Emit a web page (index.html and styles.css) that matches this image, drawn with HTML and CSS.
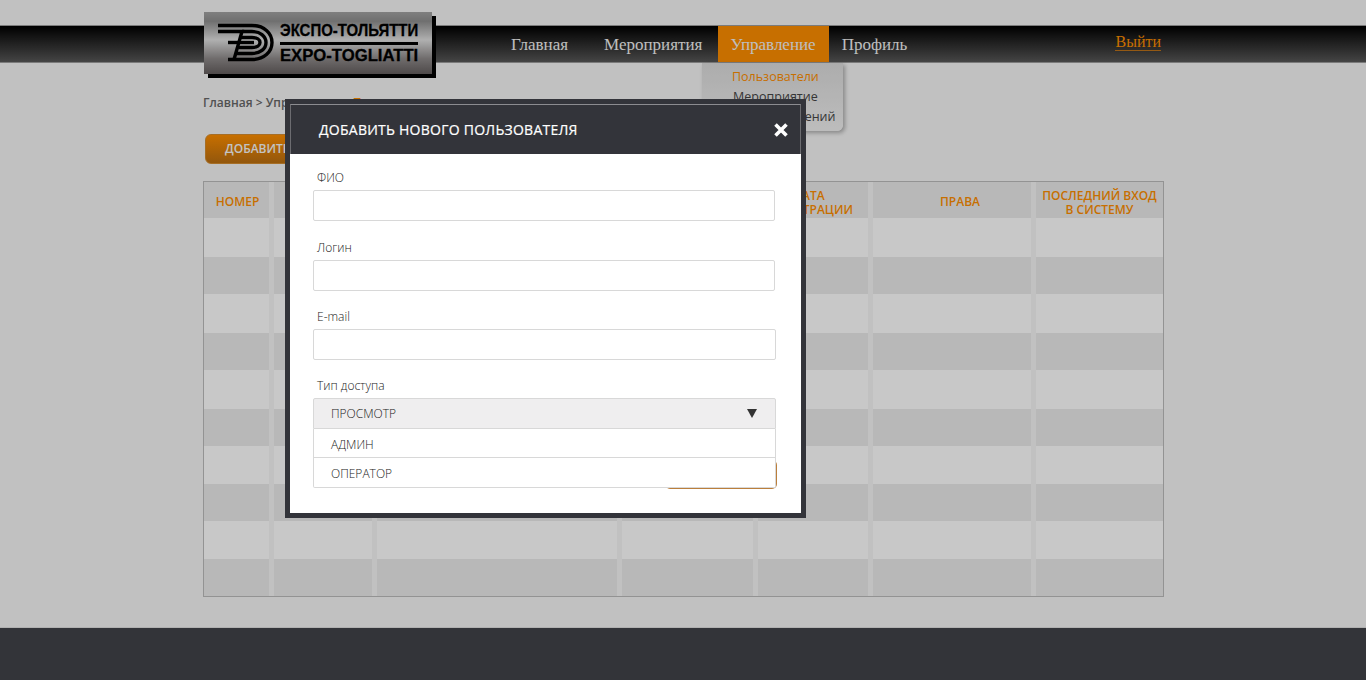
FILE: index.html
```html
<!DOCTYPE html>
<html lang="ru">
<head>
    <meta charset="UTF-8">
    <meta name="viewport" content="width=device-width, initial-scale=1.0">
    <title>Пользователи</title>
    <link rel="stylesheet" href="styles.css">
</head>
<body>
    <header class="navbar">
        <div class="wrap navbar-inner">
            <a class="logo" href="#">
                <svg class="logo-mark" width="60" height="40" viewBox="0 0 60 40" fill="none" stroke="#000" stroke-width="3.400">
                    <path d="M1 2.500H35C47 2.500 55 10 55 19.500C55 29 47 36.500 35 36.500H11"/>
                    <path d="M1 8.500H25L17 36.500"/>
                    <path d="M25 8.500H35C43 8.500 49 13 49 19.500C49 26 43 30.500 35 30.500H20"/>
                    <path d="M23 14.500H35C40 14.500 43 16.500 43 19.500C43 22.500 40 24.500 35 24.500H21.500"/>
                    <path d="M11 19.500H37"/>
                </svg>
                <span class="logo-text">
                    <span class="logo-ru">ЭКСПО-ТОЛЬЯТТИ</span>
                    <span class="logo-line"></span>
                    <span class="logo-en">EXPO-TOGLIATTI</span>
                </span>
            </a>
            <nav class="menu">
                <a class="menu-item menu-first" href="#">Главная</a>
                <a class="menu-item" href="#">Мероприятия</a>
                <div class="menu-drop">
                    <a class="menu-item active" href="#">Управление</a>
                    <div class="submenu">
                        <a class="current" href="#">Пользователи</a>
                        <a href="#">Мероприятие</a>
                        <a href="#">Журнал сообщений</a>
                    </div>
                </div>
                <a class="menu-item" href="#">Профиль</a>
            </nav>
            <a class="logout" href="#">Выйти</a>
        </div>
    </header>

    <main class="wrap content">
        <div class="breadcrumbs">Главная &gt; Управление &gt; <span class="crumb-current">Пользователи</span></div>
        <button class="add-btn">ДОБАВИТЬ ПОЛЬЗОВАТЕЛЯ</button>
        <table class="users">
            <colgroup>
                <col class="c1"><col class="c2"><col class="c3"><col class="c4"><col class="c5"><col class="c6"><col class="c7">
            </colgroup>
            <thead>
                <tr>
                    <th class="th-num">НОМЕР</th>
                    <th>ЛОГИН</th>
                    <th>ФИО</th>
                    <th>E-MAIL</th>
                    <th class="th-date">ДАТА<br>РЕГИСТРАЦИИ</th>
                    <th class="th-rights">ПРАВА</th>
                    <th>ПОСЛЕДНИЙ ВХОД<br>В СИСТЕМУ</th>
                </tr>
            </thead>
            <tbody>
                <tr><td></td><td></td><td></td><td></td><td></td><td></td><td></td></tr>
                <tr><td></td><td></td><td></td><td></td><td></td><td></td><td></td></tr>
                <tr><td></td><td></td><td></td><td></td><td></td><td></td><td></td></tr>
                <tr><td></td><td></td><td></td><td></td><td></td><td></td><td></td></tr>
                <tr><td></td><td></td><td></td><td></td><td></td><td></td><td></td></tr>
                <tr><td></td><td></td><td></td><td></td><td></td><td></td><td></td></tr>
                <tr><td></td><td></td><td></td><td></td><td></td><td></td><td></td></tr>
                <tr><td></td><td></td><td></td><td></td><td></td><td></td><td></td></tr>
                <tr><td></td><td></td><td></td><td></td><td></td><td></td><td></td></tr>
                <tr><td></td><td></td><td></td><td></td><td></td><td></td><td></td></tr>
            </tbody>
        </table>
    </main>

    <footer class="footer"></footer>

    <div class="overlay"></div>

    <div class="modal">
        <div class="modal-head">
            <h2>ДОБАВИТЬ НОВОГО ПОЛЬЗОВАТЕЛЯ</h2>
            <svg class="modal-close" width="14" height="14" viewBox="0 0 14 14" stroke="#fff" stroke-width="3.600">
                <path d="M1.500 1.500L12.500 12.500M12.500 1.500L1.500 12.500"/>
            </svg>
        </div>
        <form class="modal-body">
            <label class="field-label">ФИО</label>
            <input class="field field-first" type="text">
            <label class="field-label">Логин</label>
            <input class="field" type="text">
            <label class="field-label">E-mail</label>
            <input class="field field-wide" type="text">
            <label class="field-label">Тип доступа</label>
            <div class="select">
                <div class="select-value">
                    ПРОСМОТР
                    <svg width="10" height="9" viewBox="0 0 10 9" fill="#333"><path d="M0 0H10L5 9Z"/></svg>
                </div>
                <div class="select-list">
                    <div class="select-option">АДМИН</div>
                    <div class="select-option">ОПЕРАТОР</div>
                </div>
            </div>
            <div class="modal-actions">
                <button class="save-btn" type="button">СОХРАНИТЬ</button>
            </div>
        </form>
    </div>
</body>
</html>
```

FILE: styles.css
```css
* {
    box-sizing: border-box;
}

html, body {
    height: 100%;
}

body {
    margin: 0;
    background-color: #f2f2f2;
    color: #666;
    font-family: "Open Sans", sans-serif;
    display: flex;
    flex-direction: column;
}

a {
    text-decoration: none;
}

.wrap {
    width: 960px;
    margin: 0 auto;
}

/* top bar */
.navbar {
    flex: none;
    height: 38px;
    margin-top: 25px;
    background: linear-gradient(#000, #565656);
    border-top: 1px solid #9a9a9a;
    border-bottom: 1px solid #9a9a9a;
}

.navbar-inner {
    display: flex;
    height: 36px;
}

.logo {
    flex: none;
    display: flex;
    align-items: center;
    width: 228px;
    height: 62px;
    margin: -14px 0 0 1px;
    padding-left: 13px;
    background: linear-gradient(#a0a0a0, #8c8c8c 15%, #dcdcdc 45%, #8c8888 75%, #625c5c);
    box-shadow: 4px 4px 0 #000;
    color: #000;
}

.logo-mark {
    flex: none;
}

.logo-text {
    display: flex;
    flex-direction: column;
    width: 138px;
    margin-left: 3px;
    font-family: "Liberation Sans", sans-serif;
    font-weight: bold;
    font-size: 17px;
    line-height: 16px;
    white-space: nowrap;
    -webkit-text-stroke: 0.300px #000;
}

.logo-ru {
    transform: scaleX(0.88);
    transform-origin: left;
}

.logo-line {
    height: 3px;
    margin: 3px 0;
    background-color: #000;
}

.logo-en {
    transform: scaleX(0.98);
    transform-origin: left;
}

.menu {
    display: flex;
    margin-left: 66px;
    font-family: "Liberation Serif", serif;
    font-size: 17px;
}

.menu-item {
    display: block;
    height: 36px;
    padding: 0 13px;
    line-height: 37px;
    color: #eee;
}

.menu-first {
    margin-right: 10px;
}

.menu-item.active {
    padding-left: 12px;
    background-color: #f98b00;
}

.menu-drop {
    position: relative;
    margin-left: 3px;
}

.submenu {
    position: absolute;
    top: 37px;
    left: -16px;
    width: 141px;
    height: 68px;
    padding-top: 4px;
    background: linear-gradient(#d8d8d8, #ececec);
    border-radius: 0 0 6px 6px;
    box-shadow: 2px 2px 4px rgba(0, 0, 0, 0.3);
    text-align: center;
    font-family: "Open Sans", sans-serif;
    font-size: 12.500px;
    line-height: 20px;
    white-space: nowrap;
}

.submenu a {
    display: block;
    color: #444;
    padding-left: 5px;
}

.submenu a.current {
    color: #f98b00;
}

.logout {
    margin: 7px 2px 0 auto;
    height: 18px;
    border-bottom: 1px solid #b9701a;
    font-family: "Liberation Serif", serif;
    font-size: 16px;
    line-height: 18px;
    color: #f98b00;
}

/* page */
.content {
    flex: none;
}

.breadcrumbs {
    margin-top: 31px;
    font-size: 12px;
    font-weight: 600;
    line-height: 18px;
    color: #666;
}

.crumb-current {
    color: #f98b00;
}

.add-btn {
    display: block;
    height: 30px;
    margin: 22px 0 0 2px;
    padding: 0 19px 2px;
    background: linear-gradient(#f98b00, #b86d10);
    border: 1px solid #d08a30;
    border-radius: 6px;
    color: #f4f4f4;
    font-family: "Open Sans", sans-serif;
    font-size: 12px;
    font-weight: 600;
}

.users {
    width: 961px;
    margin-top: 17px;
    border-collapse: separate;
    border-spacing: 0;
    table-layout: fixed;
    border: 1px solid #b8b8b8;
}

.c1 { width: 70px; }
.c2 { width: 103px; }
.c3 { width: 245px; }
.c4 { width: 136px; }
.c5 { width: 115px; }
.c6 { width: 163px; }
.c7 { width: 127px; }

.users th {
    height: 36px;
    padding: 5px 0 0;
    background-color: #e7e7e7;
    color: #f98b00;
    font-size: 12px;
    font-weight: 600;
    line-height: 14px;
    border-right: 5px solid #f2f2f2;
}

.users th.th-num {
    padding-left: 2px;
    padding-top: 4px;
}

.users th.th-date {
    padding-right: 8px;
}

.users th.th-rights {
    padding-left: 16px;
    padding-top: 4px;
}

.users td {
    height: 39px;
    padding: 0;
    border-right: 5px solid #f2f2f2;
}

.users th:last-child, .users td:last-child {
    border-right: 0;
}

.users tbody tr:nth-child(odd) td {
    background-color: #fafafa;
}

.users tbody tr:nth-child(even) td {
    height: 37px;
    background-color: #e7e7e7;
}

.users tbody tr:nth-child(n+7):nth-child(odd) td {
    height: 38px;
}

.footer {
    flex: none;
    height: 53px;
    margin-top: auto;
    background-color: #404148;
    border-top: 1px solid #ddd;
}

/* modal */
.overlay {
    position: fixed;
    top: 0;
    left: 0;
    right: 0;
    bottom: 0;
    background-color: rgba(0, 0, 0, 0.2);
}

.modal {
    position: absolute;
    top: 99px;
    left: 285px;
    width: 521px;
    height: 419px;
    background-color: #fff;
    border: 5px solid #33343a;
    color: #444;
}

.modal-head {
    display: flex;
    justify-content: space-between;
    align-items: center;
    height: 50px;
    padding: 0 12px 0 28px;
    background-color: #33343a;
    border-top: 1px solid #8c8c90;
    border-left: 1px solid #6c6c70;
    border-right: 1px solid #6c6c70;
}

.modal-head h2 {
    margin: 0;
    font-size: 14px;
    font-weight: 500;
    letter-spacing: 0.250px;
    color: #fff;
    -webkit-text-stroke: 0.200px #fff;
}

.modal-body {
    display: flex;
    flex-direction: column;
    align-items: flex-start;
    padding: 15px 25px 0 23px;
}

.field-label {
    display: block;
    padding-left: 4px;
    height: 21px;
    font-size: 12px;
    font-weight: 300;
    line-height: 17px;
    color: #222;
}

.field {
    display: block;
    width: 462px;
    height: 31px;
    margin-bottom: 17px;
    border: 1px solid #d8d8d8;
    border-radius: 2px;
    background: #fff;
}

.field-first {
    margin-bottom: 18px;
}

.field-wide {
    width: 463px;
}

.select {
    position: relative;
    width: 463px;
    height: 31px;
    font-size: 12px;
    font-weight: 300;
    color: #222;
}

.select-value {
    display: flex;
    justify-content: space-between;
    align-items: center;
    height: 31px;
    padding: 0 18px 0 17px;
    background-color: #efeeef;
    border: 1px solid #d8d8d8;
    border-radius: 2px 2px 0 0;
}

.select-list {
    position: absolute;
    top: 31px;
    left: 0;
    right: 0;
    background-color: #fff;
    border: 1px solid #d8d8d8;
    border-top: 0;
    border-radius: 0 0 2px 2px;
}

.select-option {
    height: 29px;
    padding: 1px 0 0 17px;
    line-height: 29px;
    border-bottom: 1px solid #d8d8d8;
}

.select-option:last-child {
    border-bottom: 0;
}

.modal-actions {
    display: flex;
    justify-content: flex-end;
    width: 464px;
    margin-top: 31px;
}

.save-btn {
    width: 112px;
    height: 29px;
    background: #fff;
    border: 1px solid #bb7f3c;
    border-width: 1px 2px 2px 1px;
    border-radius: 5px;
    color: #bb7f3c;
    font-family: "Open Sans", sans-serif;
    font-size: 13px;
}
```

* * *

Count how many lines in the data contain the word "page", giving the number without comment.

• [SOLUTION TO THE EXERCISE]
2